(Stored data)
**********
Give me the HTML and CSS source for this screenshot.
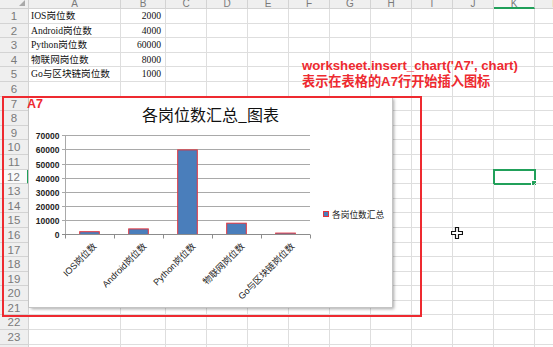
FILE: index.html
```html
<!DOCTYPE html>
<html lang="zh-CN">
<head>
    <meta charset="UTF-8">
    <meta name="viewport" content="width=device-width, initial-scale=1.0">
    <title>各岗位数汇总</title>
    <link rel="stylesheet" href="styles.css">
</head>
<body>
    <div class="page">
        <div class="sheet" id="sheet"></div>

        <div class="chart">
            <svg width="363" height="210" viewBox="0 0 363 210">
                <text class="chart-title" x="181.5" y="24" text-anchor="middle">各岗位数汇总_图表</text>
                <g class="grid">
                    <line x1="33" y1="38.5" x2="281" y2="38.5"/>
                    <line x1="33" y1="52.5" x2="281" y2="52.5"/>
                    <line x1="33" y1="67.5" x2="281" y2="67.5"/>
                    <line x1="33" y1="81.5" x2="281" y2="81.5"/>
                    <line x1="33" y1="95.5" x2="281" y2="95.5"/>
                    <line x1="33" y1="109.5" x2="281" y2="109.5"/>
                    <line x1="33" y1="123.5" x2="281" y2="123.5"/>
                    <line x1="36.5" y1="38.5" x2="36.5" y2="137.5"/>
                </g>
                <g class="y-labels" text-anchor="end">
                    <text x="30.5" y="41.5">70000</text>
                    <text x="30.5" y="55.5">60000</text>
                    <text x="30.5" y="70.5">50000</text>
                    <text x="30.5" y="84.5">40000</text>
                    <text x="30.5" y="98.5">30000</text>
                    <text x="30.5" y="112.5">20000</text>
                    <text x="30.5" y="126.5">10000</text>
                    <text x="30.5" y="140.5">0</text>
                </g>
                <g class="bars">
                    <rect x="50.7" y="134.7" width="19.6" height="2.8"/>
                    <rect x="99.7" y="131.9" width="19.6" height="5.6"/>
                    <rect x="148.7" y="52.9" width="19.6" height="84.6"/>
                    <rect x="197.7" y="126.2" width="19.6" height="11.3"/>
                    <rect x="246.7" y="136.1" width="19.6" height="1.4"/>
                </g>
                <g class="axis">
                    <line x1="33" y1="137.5" x2="281" y2="137.5"/>
                    <line x1="36.5" y1="137.5" x2="36.5" y2="141.5"/>
                    <line x1="85.5" y1="137.5" x2="85.5" y2="141.5"/>
                    <line x1="134.5" y1="137.5" x2="134.5" y2="141.5"/>
                    <line x1="183.5" y1="137.5" x2="183.5" y2="141.5"/>
                    <line x1="232.5" y1="137.5" x2="232.5" y2="141.5"/>
                    <line x1="281.5" y1="137.5" x2="281.5" y2="141.5"/>
                </g>
                <g class="x-labels" text-anchor="end">
                    <text transform="translate(68 150) rotate(-45)">IOS岗位数</text>
                    <text transform="translate(118 150) rotate(-45)">Android岗位数</text>
                    <text transform="translate(167 150) rotate(-45)">Python岗位数</text>
                    <text transform="translate(216 150) rotate(-45)">物联网岗位数</text>
                    <text transform="translate(266 150) rotate(-45)">Go与区块链岗位数</text>
                </g>
                <rect class="legend-key" x="294.5" y="114.5" width="5" height="5"/>
                <text class="legend-text" x="303" y="120.5">各岗位数汇总</text>
            </svg>
        </div>

        <div class="mark-box"></div>
        <div class="mark-label">A7</div>
        <div class="note">
            <div>worksheet.insert_chart('A7', chart)</div>
            <div>表示在表格的A7行开始插入图标</div>
        </div>

        <svg class="cursor" width="12" height="12" viewBox="0 0 12 12">
            <path d="M4.5 .5h3v4h4v3h-4v4h-3v-4h-4v-3h4z"/>
        </svg>
    </div>

    <script>
        const columns = ['A', 'B', 'C', 'D', 'E', 'F', 'G', 'H', 'I', 'J', 'K', 'L'];
        const data = {
            1: ['IOS岗位数', 2000],
            2: ['Android岗位数', 4000],
            3: ['Python岗位数', 60000],
            4: ['物联网岗位数', 8000],
            5: ['Go与区块链岗位数', 1000]
        };
        const activeRow = 12;
        const activeCol = 'K';

        const sheet = document.getElementById('sheet');

        function cell(className, text) {
            const div = document.createElement('div');
            div.className = className;
            if (text !== undefined) div.textContent = text;
            sheet.appendChild(div);
            return div;
        }

        cell('corner');
        columns.forEach(col => {
            cell(col === activeCol ? 'col-head active' : 'col-head', col);
        });

        for (let row = 1; row <= 24; row++) {
            cell(row === activeRow ? 'row-head active' : 'row-head', row);
            columns.forEach(col => {
                let cls = 'cell';
                let text;
                if (data[row] && col === 'A') {
                    text = data[row][0];
                } else if (data[row] && col === 'B') {
                    cls += ' num';
                    text = data[row][1];
                }
                if (row === activeRow && col === activeCol) cls += ' selected';
                cell(cls, text);
            });
        }
    </script>
</body>
</html>
```

FILE: styles.css
```css
html, body {
    margin: 0;
    padding: 0;
    background: #fff;
    overflow: hidden;
}
.page {
    position: relative;
    width: 553px;
    height: 347px;
    overflow: hidden;
}
.sheet {
    display: grid;
    grid-template-columns: 29px 92px 45px repeat(9, 41px) 41px;
    grid-template-rows: 9px;
    grid-auto-rows: 14.6px;
    font-family: "Liberation Serif", "Noto Sans CJK SC", serif;
    font-size: 9.6px;
    color: #111;
}
.corner {
    position: relative;
    background: #efefef;
    border-right: 1px solid #cfcfcf;
    border-bottom: 1px solid #cfcfcf;
}
.corner::after {
    content: "";
    position: absolute;
    right: 3px;
    bottom: 2px;
    border-left: 6px solid transparent;
    border-bottom: 6px solid #a9a9a9;
}
.col-head, .row-head {
    background: #efefef;
    color: #7a7a7a;
    font-family: "Liberation Sans", sans-serif;
    font-size: 11px;
    text-align: center;
    border-right: 1px solid #d3d3d3;
    border-bottom: 1px solid #d3d3d3;
    overflow: hidden;
}
.col-head {
    font-size: 10px;
    line-height: 8px;
}
.col-head.active {
    background: #f7f7f7;
    border-bottom: 2px solid #21a05a;
}
.row-head {
    line-height: 14.6px;
    font-size: 11.5px;
}
.row-head.active {
    background: #fafafa;
    border-right: 2px solid #21a05a;
}
.cell {
    position: relative;
    border-right: 1px solid #dedede;
    border-bottom: 1px solid #dedede;
    line-height: 14.6px;
    padding-left: 2px;
    white-space: nowrap;
}
.cell.num {
    text-align: right;
    padding: 0 4px 0 0;
}
.cell.selected {
    outline: 2px solid #21a05a;
    outline-offset: -1px;
}
.cell.selected::after {
    content: "";
    position: absolute;
    right: -3px;
    bottom: -3px;
    width: 4px;
    height: 4px;
    background: #21a05a;
    border: 1px solid #fff;
}

/* chart object */
.chart {
    position: absolute;
    left: 29px;
    top: 97px;
    width: 363px;
    height: 210px;
    background: #fff;
    box-shadow: 0 0 0 1px #c4c4c4, 2px 2px 3px rgba(0, 0, 0, 0.35);
}
.chart svg {
    display: block;
}
.chart-title {
    font-family: "Noto Sans CJK SC", sans-serif;
    font-size: 16px;
    fill: #111;
}
.grid line {
    stroke: #a9a9a9;
    stroke-width: 1;
}
.axis line {
    stroke: #8c8c8c;
    stroke-width: 1;
}
.y-labels text {
    font-family: "Liberation Sans", sans-serif;
    font-size: 8.5px;
    font-weight: bold;
    fill: #222;
}
.bars rect, .legend-key {
    fill: #4a7ebb;
    stroke: #e3343c;
    stroke-width: 1;
}
.x-labels text {
    font-family: "Liberation Sans", "Noto Sans CJK SC", sans-serif;
    font-size: 9px;
    fill: #222;
}
.legend-text {
    font-family: "Noto Sans CJK SC", sans-serif;
    font-size: 8.7px;
    fill: #222;
}

/* annotations */
.mark-box {
    position: absolute;
    left: 2px;
    top: 96px;
    width: 416px;
    height: 217px;
    border: 2px solid #ee2a30;
}
.mark-label {
    position: absolute;
    left: 27px;
    top: 97px;
    font-family: "Liberation Sans", sans-serif;
    font-weight: bold;
    font-size: 12.5px;
    line-height: 14px;
    color: #ee2a30;
}
.note {
    position: absolute;
    left: 302px;
    top: 58px;
    font-family: "Liberation Sans", "Noto Sans CJK SC", sans-serif;
    font-weight: bold;
    font-size: 13.2px;
    line-height: 15.5px;
    color: #ee2a30;
    white-space: nowrap;
}
.cursor {
    position: absolute;
    left: 451px;
    top: 227px;
}
.cursor path {
    fill: #fff;
    stroke: #111;
    stroke-width: 1.2;
}
```
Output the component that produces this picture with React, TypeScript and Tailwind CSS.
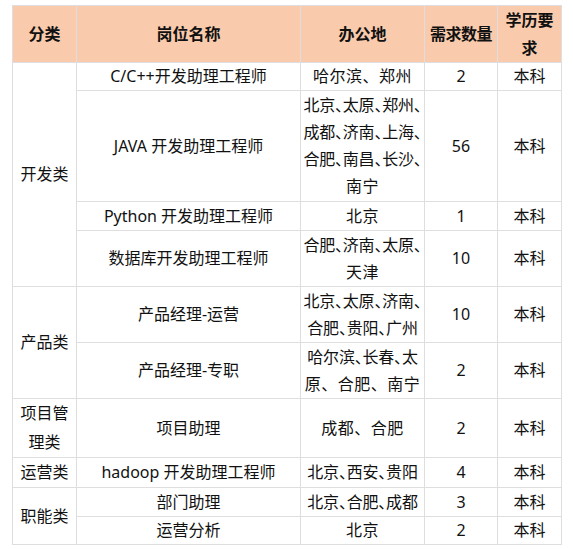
type Row = {
  cat?: { lines: string[]; span: number };
  title: string;
  cities: string[];
  count: string;
  edu: string;
  h: string;
};

const rows: Row[] = [
  { cat: { lines: ['开发类'], span: 4 }, title: 'C/C++开发助理工程师', cities: ['哈尔滨、郑州'], count: '2', edu: '本科', h: 'h-[28px]' },
  { title: 'JAVA 开发助理工程师', cities: ['北京、太原、郑州、', '成都、济南、上海、', '合肥、南昌、长沙、', '南宁'], count: '56', edu: '本科', h: 'h-[111px]' },
  { title: 'Python 开发助理工程师', cities: ['北京'], count: '1', edu: '本科', h: 'h-[29px]' },
  { title: '数据库开发助理工程师', cities: ['合肥、济南、太原、', '天津'], count: '10', edu: '本科', h: 'h-[56px]' },
  { cat: { lines: ['产品类'], span: 2 }, title: '产品经理-运营', cities: ['北京、太原、济南、', '合肥、贵阳、广州'], count: '10', edu: '本科', h: 'h-[56px]' },
  { title: '产品经理-专职', cities: ['哈尔滨、长春、太', '原、合肥、南宁'], count: '2', edu: '本科', h: 'h-[56px]' },
  { cat: { lines: ['项目管', '理类'], span: 1 }, title: '项目助理', cities: ['成都、合肥'], count: '2', edu: '本科', h: 'h-[56px]' },
  { cat: { lines: ['运营类'], span: 1 }, title: 'hadoop 开发助理工程师', cities: ['北京、西安、贵阳'], count: '4', edu: '本科', h: 'h-[29px]' },
  { cat: { lines: ['职能类'], span: 2 }, title: '部门助理', cities: ['北京、合肥、成都'], count: '3', edu: '本科', h: 'h-[29px]' },
  { title: '运营分析', cities: ['北京'], count: '2', edu: '本科', h: 'h-[28px]' },
];

const cell = 'border border-[#e0dde0] p-0 text-center align-middle';

export default function App() {
  return (
    <div className="min-h-screen bg-white pl-[12px] pt-[5px] font-['Noto_Sans','Noto_Sans_CJK_SC',sans-serif] text-[16px] leading-[27px] text-[#111]">
      <table className="w-[550px] table-fixed border-collapse">
        <colgroup>
          <col className="w-[64px]" />
          <col className="w-[224px]" />
          <col className="w-[124px]" />
          <col className="w-[73px]" />
          <col className="w-[64px]" />
        </colgroup>
        <thead>
          <tr className="bg-[#f9cbac] font-bold">
            <th className={`${cell} h-[56px]`}>分类</th>
            <th className={cell}>岗位名称</th>
            <th className={cell}>办公地</th>
            <th className={`${cell} whitespace-nowrap tracking-[-0.5px]`}>需求数量</th>
            <th className={`${cell} leading-[28px]`}>
              学历要
              <br />求
            </th>
          </tr>
        </thead>
        <tbody>
          {rows.map((r, i) => (
            <tr key={i}>
              {r.cat && (
                <td rowSpan={r.cat.span} className={`${cell} leading-[29px]`}>
                  {r.cat.lines.map((l) => (
                    <div key={l}>{l}</div>
                  ))}
                </td>
              )}
              <td className={`${cell} ${r.h} whitespace-nowrap`}>{r.title}</td>
              <td className={`${cell} whitespace-nowrap`}>
                {r.cities.map((c) => (
                  <div key={c} className={c.length > 7 ? '[font-feature-settings:"halt"] tracking-[-0.2px]' : 'tracking-[0.5px]'}>
                    {c}
                  </div>
                ))}
              </td>
              <td className={cell}>{r.count}</td>
              <td className={cell}>{r.edu}</td>
            </tr>
          ))}
        </tbody>
      </table>
    </div>
  );
}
**********
List the lines of the records where "this" occurs.

Give me the HTML and CSS source for this screenshot.
Output the component that produces this picture with React, TypeScript and Tailwind CSS.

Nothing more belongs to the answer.